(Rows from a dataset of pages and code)
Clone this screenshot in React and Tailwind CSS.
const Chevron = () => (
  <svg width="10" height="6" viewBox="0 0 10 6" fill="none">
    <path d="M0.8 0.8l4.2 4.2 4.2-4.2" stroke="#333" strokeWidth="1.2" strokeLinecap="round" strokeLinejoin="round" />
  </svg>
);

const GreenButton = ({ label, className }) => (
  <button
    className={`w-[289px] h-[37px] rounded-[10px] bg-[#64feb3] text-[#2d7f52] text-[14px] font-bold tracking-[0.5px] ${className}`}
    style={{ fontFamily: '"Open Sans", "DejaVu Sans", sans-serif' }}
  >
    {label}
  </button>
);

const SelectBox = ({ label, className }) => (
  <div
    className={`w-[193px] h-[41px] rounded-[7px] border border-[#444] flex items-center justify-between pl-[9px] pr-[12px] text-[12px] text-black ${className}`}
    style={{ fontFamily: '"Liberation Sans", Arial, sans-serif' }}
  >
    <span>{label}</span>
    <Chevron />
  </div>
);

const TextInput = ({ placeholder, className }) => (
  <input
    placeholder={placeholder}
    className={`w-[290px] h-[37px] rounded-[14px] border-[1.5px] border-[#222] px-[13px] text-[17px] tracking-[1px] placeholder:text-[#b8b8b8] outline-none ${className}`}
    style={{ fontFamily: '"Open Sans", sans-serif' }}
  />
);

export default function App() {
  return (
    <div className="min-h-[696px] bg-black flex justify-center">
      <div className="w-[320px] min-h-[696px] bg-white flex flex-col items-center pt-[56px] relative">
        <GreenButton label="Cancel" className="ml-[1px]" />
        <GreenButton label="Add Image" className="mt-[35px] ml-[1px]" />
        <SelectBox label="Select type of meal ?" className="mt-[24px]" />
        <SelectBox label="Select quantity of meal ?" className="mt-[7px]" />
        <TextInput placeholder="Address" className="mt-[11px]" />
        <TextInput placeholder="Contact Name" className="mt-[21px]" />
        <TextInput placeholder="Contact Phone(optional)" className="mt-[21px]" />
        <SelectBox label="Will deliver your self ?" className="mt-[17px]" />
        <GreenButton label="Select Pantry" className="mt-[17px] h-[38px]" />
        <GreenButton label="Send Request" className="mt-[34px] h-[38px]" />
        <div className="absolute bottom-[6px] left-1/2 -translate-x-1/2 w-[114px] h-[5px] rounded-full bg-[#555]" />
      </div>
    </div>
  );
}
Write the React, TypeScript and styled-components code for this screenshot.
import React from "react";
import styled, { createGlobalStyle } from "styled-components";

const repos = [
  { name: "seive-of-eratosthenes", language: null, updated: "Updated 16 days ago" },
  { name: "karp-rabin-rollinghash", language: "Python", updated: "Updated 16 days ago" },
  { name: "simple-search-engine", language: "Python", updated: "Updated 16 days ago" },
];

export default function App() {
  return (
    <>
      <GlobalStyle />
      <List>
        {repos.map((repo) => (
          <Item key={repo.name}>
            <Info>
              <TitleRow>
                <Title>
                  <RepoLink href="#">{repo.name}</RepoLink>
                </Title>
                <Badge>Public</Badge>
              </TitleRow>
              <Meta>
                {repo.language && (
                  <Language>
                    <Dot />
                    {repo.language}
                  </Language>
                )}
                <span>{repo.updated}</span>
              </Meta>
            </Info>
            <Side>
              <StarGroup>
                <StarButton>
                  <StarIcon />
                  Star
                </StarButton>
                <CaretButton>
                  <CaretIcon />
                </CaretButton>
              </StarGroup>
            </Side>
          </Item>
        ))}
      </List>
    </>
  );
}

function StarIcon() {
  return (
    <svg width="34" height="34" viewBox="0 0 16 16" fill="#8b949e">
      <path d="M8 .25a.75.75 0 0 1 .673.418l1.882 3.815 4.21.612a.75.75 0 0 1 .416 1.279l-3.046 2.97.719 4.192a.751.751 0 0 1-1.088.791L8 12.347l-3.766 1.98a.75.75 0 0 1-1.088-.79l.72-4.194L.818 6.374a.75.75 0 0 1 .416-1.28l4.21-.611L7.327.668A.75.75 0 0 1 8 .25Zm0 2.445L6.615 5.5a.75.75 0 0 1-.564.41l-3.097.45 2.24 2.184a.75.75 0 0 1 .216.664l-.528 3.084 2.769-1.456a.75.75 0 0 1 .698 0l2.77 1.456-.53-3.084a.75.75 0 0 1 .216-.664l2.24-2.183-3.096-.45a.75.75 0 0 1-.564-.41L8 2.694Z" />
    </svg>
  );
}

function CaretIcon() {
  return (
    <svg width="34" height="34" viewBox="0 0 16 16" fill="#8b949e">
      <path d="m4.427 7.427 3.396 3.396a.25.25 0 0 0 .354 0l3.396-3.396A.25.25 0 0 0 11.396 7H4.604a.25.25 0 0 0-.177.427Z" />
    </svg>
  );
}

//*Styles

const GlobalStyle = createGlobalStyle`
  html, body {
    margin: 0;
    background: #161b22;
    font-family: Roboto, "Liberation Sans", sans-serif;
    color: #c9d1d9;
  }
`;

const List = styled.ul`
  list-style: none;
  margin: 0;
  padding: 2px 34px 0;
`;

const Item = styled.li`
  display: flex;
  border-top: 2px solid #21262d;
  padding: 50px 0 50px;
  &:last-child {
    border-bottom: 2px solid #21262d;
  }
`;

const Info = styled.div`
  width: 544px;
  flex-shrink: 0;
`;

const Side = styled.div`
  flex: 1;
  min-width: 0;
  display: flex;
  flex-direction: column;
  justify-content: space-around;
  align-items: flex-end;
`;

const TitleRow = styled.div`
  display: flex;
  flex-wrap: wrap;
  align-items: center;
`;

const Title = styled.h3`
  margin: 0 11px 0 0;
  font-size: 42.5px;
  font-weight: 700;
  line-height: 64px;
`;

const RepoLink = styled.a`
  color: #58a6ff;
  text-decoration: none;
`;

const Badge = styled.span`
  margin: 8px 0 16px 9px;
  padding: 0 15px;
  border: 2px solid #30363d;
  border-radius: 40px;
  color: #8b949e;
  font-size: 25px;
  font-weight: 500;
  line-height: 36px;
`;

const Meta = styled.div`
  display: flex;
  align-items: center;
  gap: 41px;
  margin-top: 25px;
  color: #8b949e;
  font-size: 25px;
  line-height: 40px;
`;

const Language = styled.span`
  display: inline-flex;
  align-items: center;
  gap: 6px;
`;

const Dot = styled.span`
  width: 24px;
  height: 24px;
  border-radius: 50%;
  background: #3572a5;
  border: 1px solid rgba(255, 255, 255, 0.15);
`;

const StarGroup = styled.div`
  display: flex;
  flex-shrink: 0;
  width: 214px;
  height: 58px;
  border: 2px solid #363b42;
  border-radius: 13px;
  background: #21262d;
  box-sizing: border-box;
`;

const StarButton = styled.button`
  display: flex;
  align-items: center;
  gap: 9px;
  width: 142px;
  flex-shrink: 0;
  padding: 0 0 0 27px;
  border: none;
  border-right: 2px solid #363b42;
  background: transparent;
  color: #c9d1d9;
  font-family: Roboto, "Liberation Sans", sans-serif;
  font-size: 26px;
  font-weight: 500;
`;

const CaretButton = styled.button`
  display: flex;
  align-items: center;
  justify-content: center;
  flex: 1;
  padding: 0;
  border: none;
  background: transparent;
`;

==

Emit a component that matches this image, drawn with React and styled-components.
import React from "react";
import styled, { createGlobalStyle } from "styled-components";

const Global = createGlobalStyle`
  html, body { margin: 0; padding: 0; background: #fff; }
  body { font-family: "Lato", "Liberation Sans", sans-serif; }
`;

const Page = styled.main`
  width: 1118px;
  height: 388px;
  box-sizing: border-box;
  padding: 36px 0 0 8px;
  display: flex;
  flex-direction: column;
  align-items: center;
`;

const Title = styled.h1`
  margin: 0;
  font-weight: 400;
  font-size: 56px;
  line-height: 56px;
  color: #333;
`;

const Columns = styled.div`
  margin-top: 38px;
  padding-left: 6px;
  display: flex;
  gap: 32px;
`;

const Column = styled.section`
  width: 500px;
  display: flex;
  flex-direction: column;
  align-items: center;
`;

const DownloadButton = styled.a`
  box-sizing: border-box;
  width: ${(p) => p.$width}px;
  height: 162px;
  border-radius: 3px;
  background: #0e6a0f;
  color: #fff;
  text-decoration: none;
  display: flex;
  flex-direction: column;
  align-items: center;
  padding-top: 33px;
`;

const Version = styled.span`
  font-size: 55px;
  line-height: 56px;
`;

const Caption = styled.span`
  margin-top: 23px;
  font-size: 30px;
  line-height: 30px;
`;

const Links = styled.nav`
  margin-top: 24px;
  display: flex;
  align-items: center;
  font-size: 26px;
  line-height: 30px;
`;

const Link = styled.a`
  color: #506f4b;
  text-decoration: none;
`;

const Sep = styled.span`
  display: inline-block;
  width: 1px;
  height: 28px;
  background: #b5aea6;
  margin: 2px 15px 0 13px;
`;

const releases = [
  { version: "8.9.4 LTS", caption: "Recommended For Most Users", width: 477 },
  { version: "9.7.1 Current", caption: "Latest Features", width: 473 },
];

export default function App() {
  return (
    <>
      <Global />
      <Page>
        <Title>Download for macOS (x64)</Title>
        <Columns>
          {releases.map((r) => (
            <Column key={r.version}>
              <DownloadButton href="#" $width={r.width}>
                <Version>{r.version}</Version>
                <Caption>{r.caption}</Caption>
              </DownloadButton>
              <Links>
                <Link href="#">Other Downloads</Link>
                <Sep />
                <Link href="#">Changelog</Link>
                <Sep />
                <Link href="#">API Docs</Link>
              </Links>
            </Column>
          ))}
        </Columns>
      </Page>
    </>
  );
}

---

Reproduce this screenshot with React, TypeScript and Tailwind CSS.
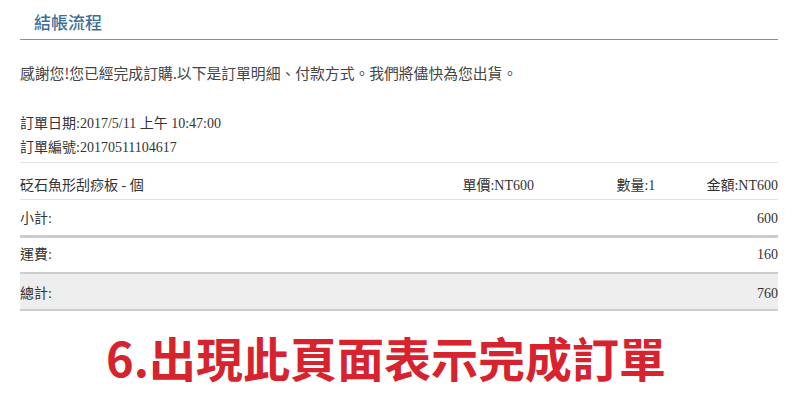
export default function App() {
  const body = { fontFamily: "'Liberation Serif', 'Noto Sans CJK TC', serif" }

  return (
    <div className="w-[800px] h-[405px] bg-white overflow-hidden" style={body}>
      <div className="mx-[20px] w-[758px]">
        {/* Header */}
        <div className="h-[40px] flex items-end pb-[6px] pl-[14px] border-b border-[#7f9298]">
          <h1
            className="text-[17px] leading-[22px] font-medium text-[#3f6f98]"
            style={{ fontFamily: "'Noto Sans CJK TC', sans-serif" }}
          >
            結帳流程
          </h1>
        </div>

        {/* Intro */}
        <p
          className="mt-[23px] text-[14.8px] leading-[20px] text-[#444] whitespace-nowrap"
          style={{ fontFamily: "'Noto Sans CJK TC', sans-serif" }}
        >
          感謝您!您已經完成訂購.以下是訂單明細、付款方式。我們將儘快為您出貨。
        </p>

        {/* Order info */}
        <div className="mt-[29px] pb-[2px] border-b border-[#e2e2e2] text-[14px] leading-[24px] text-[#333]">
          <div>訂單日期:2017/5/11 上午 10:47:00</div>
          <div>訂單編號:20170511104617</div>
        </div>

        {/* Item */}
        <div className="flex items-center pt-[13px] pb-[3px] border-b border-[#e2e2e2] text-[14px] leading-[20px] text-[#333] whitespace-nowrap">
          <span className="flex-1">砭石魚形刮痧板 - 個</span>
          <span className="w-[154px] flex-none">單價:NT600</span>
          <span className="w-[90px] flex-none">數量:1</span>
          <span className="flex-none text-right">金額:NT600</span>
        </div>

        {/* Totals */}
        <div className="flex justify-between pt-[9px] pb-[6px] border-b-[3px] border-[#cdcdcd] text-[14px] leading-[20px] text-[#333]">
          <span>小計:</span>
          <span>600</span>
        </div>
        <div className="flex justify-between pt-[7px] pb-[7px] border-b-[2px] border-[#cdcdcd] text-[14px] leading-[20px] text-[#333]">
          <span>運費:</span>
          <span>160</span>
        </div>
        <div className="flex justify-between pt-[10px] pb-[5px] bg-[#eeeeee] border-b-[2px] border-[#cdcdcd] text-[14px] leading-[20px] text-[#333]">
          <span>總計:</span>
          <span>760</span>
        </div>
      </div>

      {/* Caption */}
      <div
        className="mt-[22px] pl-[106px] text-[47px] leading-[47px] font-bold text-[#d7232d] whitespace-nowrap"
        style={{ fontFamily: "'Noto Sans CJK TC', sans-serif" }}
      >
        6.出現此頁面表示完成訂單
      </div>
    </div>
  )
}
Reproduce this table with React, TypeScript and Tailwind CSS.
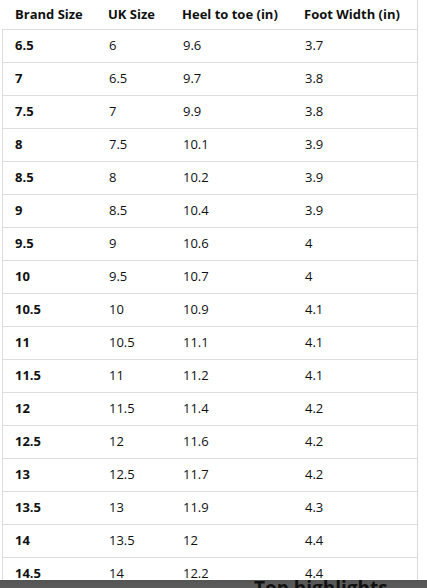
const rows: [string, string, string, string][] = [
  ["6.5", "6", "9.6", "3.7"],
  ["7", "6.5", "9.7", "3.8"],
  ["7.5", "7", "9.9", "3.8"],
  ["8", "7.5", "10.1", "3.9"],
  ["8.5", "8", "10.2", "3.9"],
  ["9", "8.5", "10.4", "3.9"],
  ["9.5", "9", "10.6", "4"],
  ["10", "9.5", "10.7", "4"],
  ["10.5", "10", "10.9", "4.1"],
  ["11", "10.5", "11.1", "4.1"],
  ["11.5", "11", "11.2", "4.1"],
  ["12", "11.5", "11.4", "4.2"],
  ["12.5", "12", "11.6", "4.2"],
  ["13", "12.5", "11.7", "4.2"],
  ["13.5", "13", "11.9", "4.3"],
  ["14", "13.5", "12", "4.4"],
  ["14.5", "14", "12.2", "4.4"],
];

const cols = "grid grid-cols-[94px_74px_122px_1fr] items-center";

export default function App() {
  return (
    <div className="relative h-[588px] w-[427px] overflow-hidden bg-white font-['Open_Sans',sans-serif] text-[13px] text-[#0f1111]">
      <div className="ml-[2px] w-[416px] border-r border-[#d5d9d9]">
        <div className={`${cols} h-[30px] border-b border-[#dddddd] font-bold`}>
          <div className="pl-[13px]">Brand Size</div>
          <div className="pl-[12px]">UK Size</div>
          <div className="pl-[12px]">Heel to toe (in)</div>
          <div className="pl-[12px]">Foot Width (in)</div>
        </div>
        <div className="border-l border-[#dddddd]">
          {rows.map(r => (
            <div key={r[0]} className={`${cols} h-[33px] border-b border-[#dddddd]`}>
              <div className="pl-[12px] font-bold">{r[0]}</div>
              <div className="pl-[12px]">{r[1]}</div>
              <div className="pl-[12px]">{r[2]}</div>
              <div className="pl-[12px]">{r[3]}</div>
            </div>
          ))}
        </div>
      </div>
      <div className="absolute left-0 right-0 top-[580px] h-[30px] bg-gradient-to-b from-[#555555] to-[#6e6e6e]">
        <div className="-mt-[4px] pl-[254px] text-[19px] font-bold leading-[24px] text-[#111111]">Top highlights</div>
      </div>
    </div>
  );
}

Goal: Using the entries above, reproduce word for word only the lines from the one that contains "Reproduce this screenshot" to the one that contains "Serif', 'Noto Sans", both ends included, and drop every picture.

Correct response:
Reproduce this screenshot with React, TypeScript and Tailwind CSS.
export default function App() {
  const body = { fontFamily: "'Liberation Serif', 'Noto Sans CJK TC', serif" }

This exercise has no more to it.